• Written instruction
Every line of the records must be repeated exactly; pictures stay out.

Pages as source code:

== == ==

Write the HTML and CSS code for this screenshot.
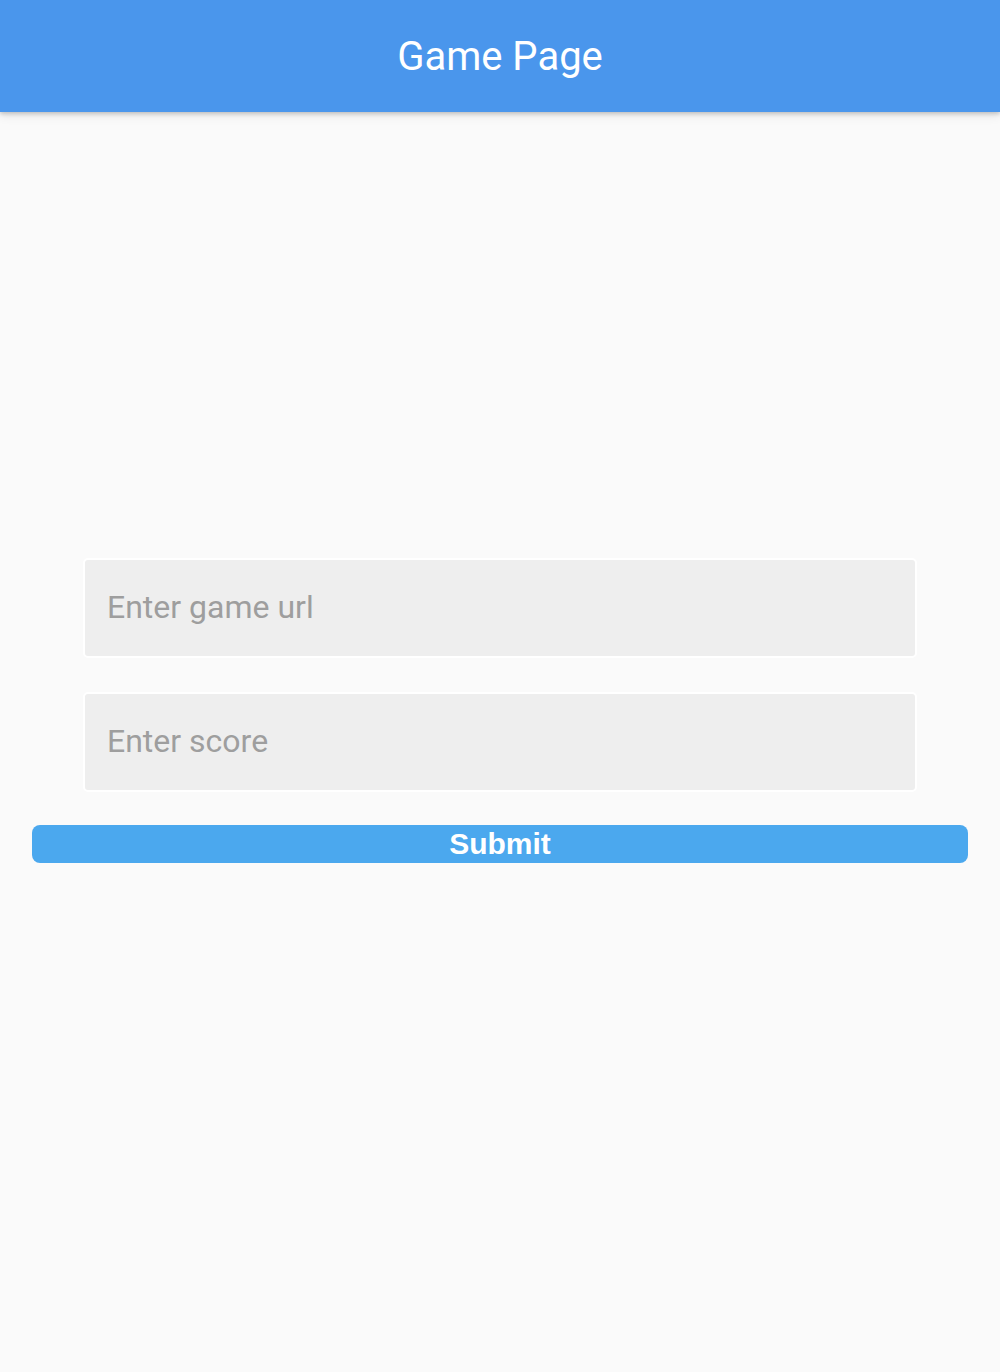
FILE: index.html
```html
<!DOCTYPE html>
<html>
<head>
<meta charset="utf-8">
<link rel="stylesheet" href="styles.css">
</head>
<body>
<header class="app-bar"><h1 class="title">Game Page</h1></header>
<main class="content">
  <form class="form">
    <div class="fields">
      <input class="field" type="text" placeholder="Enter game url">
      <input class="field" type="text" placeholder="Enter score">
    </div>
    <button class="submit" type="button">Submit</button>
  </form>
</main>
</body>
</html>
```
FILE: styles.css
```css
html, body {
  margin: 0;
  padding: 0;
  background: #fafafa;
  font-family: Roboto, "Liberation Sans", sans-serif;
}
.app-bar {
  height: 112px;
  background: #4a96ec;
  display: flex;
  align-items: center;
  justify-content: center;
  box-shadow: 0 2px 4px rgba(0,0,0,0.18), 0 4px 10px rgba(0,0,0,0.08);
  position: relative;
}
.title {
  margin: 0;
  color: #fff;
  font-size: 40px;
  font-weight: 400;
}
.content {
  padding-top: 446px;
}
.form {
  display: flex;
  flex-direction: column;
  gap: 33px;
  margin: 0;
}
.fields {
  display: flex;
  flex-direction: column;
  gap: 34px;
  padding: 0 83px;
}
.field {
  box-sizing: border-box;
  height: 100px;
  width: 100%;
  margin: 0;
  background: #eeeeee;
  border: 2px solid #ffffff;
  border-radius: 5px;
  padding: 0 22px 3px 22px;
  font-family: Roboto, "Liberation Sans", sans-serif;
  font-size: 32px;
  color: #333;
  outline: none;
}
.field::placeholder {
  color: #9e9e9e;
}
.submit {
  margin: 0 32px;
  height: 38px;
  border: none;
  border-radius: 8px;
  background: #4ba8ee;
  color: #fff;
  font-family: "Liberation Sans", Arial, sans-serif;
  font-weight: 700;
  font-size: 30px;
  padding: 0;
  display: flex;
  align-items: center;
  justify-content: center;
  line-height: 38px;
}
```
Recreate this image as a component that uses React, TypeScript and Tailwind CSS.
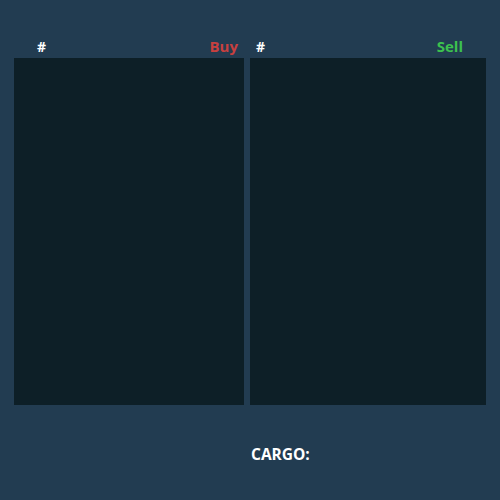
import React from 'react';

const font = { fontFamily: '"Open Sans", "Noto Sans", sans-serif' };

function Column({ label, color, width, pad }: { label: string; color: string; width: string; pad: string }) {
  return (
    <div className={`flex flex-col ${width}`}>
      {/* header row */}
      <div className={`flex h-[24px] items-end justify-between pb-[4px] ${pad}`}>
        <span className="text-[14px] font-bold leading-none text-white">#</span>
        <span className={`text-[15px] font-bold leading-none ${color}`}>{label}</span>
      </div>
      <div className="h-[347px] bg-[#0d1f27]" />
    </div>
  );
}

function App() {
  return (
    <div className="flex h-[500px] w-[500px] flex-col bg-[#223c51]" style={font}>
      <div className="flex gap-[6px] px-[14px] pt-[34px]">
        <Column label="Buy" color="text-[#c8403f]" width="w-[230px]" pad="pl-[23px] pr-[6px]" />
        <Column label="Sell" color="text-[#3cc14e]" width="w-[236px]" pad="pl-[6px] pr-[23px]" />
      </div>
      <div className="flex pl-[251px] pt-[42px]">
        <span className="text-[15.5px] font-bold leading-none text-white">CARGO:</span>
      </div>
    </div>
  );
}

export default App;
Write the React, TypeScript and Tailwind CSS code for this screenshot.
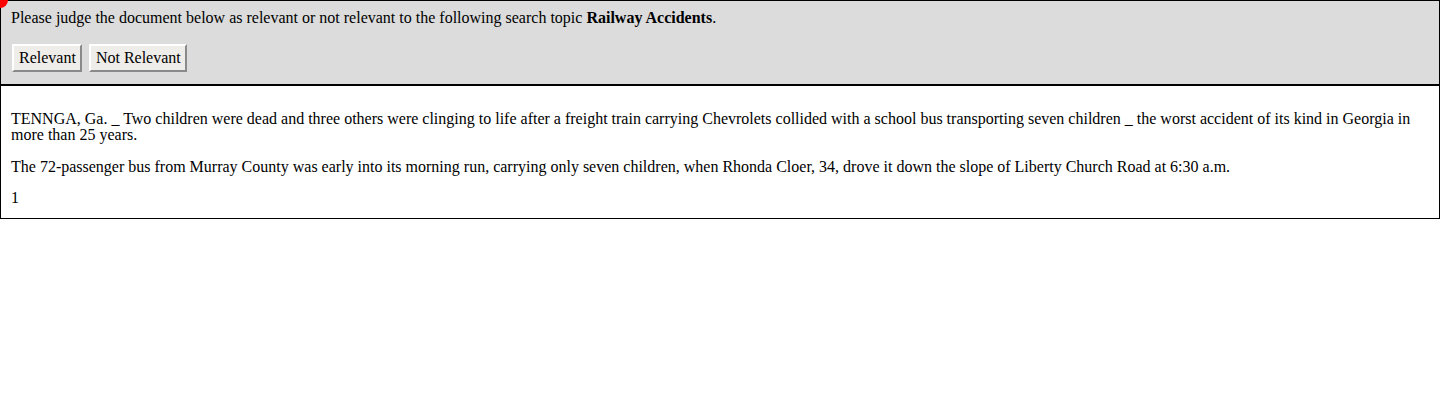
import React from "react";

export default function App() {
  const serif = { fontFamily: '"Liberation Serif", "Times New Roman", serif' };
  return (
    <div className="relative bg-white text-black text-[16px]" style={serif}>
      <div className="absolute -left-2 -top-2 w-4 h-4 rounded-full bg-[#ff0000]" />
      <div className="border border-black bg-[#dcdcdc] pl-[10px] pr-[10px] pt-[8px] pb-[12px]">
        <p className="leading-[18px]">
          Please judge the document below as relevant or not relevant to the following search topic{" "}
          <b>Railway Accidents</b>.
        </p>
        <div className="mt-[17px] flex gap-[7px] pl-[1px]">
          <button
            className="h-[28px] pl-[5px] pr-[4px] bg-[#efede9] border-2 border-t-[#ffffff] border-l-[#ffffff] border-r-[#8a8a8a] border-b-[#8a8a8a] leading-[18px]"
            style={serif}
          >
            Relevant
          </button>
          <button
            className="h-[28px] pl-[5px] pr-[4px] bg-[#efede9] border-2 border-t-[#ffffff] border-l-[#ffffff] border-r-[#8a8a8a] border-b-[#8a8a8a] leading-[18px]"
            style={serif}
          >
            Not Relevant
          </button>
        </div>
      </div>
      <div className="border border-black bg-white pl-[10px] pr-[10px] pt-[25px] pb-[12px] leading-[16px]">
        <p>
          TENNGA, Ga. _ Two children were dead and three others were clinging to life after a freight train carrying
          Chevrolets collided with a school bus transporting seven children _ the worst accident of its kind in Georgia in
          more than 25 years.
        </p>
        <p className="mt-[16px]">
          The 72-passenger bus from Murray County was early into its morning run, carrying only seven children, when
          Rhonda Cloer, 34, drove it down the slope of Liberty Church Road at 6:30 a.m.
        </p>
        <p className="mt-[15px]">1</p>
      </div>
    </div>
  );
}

== == ==

• Response
Write the HTML and CSS code for this screenshot.
FILE: index.html
```html
<!DOCTYPE html>
<html>
<head>
<meta charset="utf-8">
<link rel="stylesheet" href="styles.css">
</head>
<body>
<header class="app-bar"><h1 class="title">Game Page</h1></header>
<main class="content">
  <form class="form">
    <div class="fields">
      <input class="field" type="text" placeholder="Enter game url">
      <input class="field" type="text" placeholder="Enter score">
    </div>
    <button class="submit" type="button">Submit</button>
  </form>
</main>
</body>
</html>
```
FILE: styles.css
```css
html, body {
  margin: 0;
  padding: 0;
  background: #fafafa;
  font-family: Roboto, "Liberation Sans", sans-serif;
}
.app-bar {
  height: 112px;
  background: #4a96ec;
  display: flex;
  align-items: center;
  justify-content: center;
  box-shadow: 0 2px 4px rgba(0,0,0,0.18), 0 4px 10px rgba(0,0,0,0.08);
  position: relative;
}
.title {
  margin: 0;
  color: #fff;
  font-size: 40px;
  font-weight: 400;
}
.content {
  padding-top: 446px;
}
.form {
  display: flex;
  flex-direction: column;
  gap: 33px;
  margin: 0;
}
.fields {
  display: flex;
  flex-direction: column;
  gap: 34px;
  padding: 0 83px;
}
.field {
  box-sizing: border-box;
  height: 100px;
  width: 100%;
  margin: 0;
  background: #eeeeee;
  border: 2px solid #ffffff;
  border-radius: 5px;
  padding: 0 22px 3px 22px;
  font-family: Roboto, "Liberation Sans", sans-serif;
  font-size: 32px;
  color: #333;
  outline: none;
}
.field::placeholder {
  color: #9e9e9e;
}
.submit {
  margin: 0 32px;
  height: 38px;
  border: none;
  border-radius: 8px;
  background: #4ba8ee;
  color: #fff;
  font-family: "Liberation Sans", Arial, sans-serif;
  font-weight: 700;
  font-size: 30px;
  padding: 0;
  display: flex;
  align-items: center;
  justify-content: center;
  line-height: 38px;
}
```
Recreate this image as a component that uses React, TypeScript and Tailwind CSS.
import React from 'react';

const font = { fontFamily: '"Open Sans", "Noto Sans", sans-serif' };

function Column({ label, color, width, pad }: { label: string; color: string; width: string; pad: string }) {
  return (
    <div className={`flex flex-col ${width}`}>
      {/* header row */}
      <div className={`flex h-[24px] items-end justify-between pb-[4px] ${pad}`}>
        <span className="text-[14px] font-bold leading-none text-white">#</span>
        <span className={`text-[15px] font-bold leading-none ${color}`}>{label}</span>
      </div>
      <div className="h-[347px] bg-[#0d1f27]" />
    </div>
  );
}

function App() {
  return (
    <div className="flex h-[500px] w-[500px] flex-col bg-[#223c51]" style={font}>
      <div className="flex gap-[6px] px-[14px] pt-[34px]">
        <Column label="Buy" color="text-[#c8403f]" width="w-[230px]" pad="pl-[23px] pr-[6px]" />
        <Column label="Sell" color="text-[#3cc14e]" width="w-[236px]" pad="pl-[6px] pr-[23px]" />
      </div>
      <div className="flex pl-[251px] pt-[42px]">
        <span className="text-[15.5px] font-bold leading-none text-white">CARGO:</span>
      </div>
    </div>
  );
}

export default App;
Write the React, TypeScript and Tailwind CSS code for this screenshot.
import React from "react";

export default function App() {
  const serif = { fontFamily: '"Liberation Serif", "Times New Roman", serif' };
  return (
    <div className="relative bg-white text-black text-[16px]" style={serif}>
      <div className="absolute -left-2 -top-2 w-4 h-4 rounded-full bg-[#ff0000]" />
      <div className="border border-black bg-[#dcdcdc] pl-[10px] pr-[10px] pt-[8px] pb-[12px]">
        <p className="leading-[18px]">
          Please judge the document below as relevant or not relevant to the following search topic{" "}
          <b>Railway Accidents</b>.
        </p>
        <div className="mt-[17px] flex gap-[7px] pl-[1px]">
          <button
            className="h-[28px] pl-[5px] pr-[4px] bg-[#efede9] border-2 border-t-[#ffffff] border-l-[#ffffff] border-r-[#8a8a8a] border-b-[#8a8a8a] leading-[18px]"
            style={serif}
          >
            Relevant
          </button>
          <button
            className="h-[28px] pl-[5px] pr-[4px] bg-[#efede9] border-2 border-t-[#ffffff] border-l-[#ffffff] border-r-[#8a8a8a] border-b-[#8a8a8a] leading-[18px]"
            style={serif}
          >
            Not Relevant
          </button>
        </div>
      </div>
      <div className="border border-black bg-white pl-[10px] pr-[10px] pt-[25px] pb-[12px] leading-[16px]">
        <p>
          TENNGA, Ga. _ Two children were dead and three others were clinging to life after a freight train carrying
          Chevrolets collided with a school bus transporting seven children _ the worst accident of its kind in Georgia in
          more than 25 years.
        </p>
        <p className="mt-[16px]">
          The 72-passenger bus from Murray County was early into its morning run, carrying only seven children, when
          Rhonda Cloer, 34, drove it down the slope of Liberty Church Road at 6:30 a.m.
        </p>
        <p className="mt-[15px]">1</p>
      </div>
    </div>
  );
}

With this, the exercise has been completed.